» **Work to do**: Copy every line from the material below that holds "screenshot".

» **Provided records**:
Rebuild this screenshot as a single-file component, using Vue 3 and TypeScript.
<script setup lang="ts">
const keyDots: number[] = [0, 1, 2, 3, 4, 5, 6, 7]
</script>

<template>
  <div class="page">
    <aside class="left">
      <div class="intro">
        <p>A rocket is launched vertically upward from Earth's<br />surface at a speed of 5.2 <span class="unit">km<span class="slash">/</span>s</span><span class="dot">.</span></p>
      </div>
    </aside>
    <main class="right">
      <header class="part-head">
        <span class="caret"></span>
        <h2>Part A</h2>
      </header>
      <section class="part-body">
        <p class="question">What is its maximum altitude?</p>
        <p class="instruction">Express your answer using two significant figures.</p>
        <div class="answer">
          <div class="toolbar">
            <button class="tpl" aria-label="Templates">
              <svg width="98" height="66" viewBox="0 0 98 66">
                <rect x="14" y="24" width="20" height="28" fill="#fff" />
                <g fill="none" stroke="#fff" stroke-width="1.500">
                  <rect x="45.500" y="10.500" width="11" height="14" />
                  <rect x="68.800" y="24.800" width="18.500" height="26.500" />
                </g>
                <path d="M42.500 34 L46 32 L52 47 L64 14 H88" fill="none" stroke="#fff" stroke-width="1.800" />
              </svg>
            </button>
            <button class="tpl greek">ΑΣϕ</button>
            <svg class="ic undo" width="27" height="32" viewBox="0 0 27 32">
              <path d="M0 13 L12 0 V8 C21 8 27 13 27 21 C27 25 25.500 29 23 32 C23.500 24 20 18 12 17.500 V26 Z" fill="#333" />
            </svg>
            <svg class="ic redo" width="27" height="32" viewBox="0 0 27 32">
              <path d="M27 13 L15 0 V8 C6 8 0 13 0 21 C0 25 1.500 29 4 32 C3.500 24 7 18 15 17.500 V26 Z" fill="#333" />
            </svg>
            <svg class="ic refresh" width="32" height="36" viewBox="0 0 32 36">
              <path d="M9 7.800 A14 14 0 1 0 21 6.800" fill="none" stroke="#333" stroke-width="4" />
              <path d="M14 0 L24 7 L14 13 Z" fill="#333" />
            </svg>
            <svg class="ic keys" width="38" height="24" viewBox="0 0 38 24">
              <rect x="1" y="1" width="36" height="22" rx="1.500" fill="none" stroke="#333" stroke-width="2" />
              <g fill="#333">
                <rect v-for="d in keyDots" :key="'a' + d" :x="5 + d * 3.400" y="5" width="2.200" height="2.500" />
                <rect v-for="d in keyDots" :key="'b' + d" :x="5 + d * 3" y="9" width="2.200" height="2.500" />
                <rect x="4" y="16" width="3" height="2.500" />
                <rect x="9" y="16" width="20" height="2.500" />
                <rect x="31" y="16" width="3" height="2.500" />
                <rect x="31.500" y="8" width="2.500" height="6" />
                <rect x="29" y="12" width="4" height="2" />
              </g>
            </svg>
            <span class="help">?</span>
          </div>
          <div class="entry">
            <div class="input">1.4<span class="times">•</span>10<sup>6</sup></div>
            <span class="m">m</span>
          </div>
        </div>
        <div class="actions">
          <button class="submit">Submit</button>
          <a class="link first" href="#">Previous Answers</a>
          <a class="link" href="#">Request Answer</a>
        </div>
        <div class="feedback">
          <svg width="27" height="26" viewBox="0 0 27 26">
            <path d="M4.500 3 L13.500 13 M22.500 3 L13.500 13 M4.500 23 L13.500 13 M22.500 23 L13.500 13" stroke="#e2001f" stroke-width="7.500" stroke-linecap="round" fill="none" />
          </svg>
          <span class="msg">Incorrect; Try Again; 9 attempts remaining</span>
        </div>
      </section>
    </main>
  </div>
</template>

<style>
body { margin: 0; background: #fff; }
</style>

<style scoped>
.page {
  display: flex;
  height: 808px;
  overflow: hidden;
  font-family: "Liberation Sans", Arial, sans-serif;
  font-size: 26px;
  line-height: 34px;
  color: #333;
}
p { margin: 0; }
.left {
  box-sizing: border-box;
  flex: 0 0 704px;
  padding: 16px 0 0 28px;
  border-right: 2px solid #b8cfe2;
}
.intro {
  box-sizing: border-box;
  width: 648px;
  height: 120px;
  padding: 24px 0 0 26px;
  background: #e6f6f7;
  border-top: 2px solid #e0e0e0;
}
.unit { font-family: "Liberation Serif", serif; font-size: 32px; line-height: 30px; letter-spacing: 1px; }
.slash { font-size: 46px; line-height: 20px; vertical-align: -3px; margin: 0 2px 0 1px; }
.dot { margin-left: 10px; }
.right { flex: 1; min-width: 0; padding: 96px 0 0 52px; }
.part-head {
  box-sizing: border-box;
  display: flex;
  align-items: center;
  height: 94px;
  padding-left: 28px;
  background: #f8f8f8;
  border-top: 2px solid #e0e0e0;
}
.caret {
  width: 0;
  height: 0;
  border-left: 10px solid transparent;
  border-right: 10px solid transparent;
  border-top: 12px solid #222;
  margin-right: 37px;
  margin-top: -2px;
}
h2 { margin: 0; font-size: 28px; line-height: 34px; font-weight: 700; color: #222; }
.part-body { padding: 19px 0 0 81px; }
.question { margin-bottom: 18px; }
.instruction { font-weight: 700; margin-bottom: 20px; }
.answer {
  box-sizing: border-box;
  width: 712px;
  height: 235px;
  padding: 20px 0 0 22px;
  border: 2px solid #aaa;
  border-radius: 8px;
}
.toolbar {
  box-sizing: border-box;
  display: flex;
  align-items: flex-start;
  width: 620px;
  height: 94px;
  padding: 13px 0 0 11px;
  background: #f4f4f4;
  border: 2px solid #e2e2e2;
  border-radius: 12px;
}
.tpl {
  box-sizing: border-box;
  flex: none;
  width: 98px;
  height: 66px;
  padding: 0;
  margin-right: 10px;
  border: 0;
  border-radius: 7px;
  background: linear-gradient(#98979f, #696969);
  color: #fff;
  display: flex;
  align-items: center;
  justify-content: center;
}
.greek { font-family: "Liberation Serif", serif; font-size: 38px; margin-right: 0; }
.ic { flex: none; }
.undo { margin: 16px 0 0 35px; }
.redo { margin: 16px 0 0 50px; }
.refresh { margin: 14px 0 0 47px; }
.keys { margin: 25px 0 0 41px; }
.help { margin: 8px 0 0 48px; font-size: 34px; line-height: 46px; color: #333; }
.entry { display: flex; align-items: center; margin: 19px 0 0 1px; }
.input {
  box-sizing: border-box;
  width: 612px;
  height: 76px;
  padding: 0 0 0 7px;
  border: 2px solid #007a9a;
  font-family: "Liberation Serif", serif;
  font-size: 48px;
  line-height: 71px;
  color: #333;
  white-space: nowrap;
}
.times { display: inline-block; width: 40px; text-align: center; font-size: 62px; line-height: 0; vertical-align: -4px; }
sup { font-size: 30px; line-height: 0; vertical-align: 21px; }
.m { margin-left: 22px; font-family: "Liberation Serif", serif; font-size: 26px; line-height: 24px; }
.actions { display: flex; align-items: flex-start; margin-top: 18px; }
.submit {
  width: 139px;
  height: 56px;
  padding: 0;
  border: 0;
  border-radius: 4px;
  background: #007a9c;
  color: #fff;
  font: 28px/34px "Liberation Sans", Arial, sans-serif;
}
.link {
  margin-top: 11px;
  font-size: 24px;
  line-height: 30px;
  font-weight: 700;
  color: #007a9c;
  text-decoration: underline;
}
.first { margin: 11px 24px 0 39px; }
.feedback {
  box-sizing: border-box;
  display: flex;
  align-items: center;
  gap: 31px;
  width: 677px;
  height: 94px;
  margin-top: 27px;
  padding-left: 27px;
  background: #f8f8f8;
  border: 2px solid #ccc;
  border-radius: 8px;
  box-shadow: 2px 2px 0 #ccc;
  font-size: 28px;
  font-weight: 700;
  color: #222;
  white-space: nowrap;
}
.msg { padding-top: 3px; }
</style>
--
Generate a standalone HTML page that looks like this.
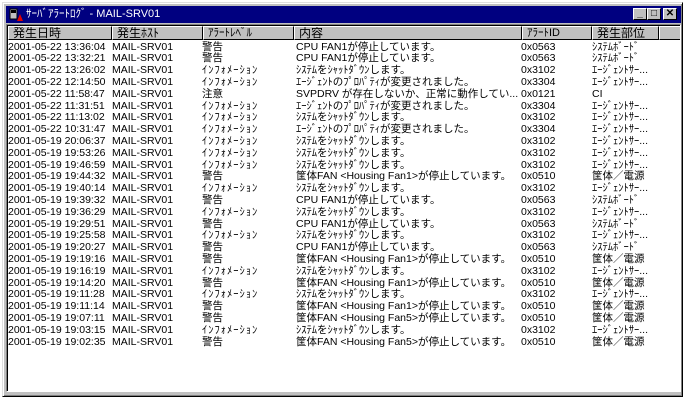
==
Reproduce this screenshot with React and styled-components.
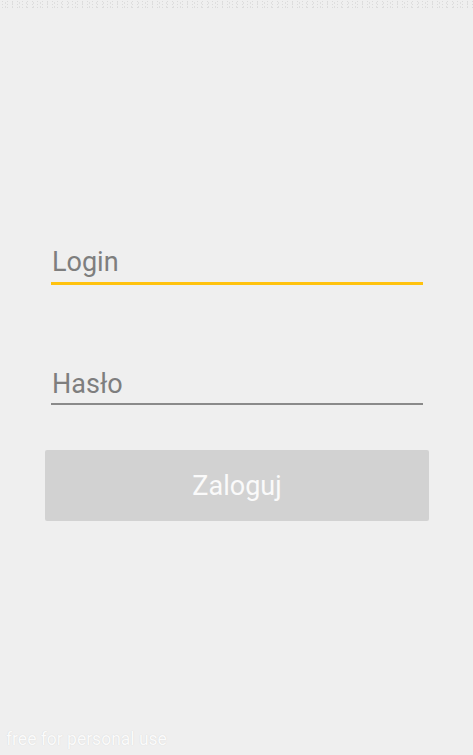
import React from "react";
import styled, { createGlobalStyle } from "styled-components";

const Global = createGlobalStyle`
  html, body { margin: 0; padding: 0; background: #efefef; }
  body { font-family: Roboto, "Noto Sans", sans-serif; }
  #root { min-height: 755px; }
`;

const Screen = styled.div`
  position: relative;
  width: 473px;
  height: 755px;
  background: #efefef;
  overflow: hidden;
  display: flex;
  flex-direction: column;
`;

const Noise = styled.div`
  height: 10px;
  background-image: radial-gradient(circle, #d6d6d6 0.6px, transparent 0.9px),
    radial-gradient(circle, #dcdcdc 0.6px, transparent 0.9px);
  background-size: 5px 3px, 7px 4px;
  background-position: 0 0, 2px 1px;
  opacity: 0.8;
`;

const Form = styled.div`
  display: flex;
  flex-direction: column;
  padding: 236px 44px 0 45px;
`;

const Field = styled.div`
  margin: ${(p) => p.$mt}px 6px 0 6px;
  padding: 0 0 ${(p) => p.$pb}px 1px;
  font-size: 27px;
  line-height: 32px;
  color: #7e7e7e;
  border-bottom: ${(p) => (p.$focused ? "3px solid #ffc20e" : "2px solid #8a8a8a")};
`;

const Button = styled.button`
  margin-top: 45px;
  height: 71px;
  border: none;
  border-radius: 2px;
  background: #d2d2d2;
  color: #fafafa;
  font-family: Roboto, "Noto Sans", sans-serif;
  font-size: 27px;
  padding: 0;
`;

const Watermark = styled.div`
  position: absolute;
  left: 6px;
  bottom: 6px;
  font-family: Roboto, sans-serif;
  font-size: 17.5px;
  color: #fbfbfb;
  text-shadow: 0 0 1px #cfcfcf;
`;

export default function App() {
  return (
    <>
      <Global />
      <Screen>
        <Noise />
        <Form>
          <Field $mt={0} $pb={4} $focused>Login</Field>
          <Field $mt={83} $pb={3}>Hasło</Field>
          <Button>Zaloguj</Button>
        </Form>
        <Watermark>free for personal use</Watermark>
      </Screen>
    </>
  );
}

» **Response to the task**:
Rebuild this screenshot as a single-file component, using Vue 3 and TypeScript.
Reproduce this screenshot with React and styled-components.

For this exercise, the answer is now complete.